Ieri sera in treno leggevo le ultime pagine del libro-conversazione tra Arpaia e Sepúlveda. Dopo la letteratura e la politica, lo scrittore cileno parlava del suo rapporto con i diversi paesi in cui si è trovato a vivere e con le diverse lingue in cui parla e legge.
Mi sono molto riconosciuta nella sua valutazione della Germania e dei tedeschi, un paese tutto da scoprire e un popolo su cui pesano troppi pregiudizi e luoghi comuni.
E mi è piaciuto quel suo trovare la patria non in un paese, ma in una lingua: lo spagnolo. Lingua nata tra le montagne della Castiglia, ma vincente nel mondo perché non difensiva, ma “inclusiva”, accogliente, capace di adattarsi, di raccogliere mille varianti, di farsi sempre diversa restando se stessa. Pensavo a questo quando mi sono accorta di colpo che quella lingua inclusiva e dinamica mi stava circondando e cullando, e nella sua dolce versione latino-americana.
Nel vagone silenzioso si erano creati due capannelli vocianti: da una parte una vecchia signora che raccontava della Bolivia a una mamma circondata da bel po’ di bambini da zittire con infiniti cállate cállate, dall’altra un gruppo di ragazzi con la chitarra, che dalla conversazione sono pian piano passati al canto.
Ci siamo messi tutti a sentire quel concerto improvvisato mentre il treno correva nel buio lungo la via Flaminia.
parli spagnolo?
ciao 🙂
una bellissima poesia in dialetto siciliano di Ignazio Buttitta del 1970 parla esattamente della ricchezza e identificazione reali che la lingua può fornire al suo popolo. L’appartenenza. La poesia si intitola”Addutata di patri” ovvero “Avuta in dono dai padri”. Seppur meno efficace ve ne riporto un pezzo tradotto:”Un popolo mettetelo in catene,spogliatelo, tappategli la bocca, è ancora libero. Toglietegli il lavoro, il passaporto, latavola dove mangia,il letto in cui dorme, è ancora ricco.Un popolo diventa povero e servo quando gli rubano la lingua avuta in dote dai padri:è perso per sempre. Diventa povero e servo quando le parole non generano altre parole(quannu i paroli non figghianu paroli) e litigano fra loro (e si màncianu ntra d’iddi).
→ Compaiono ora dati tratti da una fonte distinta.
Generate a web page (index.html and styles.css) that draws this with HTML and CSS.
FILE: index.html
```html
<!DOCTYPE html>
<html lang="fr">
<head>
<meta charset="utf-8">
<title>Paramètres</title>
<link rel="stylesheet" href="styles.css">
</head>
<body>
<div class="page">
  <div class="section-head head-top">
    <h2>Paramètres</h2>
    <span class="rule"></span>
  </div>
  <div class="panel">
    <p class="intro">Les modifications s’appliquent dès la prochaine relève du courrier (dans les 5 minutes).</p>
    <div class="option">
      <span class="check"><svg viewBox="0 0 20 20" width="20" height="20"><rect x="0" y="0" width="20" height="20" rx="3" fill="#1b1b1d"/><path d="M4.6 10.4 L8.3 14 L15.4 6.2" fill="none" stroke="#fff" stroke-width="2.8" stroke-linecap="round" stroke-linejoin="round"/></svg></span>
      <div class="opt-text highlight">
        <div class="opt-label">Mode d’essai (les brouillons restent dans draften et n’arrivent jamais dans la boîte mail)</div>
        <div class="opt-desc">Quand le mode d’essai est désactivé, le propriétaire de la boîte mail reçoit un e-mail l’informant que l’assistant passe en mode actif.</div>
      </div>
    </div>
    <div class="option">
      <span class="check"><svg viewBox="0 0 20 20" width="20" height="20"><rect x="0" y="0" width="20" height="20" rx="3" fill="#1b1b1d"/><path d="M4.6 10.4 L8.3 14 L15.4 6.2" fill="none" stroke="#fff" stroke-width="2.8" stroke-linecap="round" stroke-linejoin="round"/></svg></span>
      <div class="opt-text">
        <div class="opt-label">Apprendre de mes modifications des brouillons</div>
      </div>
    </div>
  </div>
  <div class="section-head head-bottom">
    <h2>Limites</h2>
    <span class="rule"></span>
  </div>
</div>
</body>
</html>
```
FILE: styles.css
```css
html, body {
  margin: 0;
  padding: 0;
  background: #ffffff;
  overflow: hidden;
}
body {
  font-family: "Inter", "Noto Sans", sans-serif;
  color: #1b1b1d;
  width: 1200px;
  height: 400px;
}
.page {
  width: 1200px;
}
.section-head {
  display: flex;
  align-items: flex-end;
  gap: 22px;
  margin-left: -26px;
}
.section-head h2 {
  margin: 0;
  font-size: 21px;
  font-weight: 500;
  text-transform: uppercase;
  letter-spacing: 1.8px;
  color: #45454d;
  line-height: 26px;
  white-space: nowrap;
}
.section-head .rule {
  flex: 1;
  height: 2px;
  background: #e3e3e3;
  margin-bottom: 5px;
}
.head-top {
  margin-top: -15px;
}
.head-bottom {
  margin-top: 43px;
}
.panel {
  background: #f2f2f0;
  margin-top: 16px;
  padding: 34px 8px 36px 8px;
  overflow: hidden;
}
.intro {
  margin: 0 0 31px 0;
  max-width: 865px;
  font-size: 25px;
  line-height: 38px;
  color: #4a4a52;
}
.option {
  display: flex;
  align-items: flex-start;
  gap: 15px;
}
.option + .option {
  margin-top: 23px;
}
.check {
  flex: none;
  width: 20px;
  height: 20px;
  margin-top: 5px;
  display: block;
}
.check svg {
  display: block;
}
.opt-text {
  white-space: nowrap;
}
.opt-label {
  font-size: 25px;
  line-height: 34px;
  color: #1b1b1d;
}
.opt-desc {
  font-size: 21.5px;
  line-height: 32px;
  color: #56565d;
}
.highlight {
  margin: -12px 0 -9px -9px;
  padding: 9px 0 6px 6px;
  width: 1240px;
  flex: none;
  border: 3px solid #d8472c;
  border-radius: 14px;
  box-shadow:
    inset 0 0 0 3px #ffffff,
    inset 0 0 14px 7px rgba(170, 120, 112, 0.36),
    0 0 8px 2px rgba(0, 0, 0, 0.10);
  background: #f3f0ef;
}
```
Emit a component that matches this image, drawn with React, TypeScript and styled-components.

Me ne accorgo ora, mentre accordio la chitarra del dialetto che perde una corda al giorno.”
*errata corrige:”Avuta in dote dai padri”…
Concordo pienamente nel reputare la lingua più familiare di un posto. Felice di avere scoperto per caso questo blog, a presto.
Molto bello (e utile). Grazie. L’ho letto stamani tra la mia sveglia e quella dei miei ospiti. Arnaldo
Anch’io ho da poco (quasi 4 anni) riscoperto la Germania, per via anche della mia ragazza. Ma è una felice intuizione nata tra i banchi di scuola sapendo che la cultura dell’ottocento e del primo novecento le apparteneva. Poi visitandola mi sono accorto di quanto apparentemente (và detto!) sembri ospitale nel suo grigiore da regione nordica ma quanto accogliente e (ahimè) americana nel sentire con uno scatto sempre propositivo.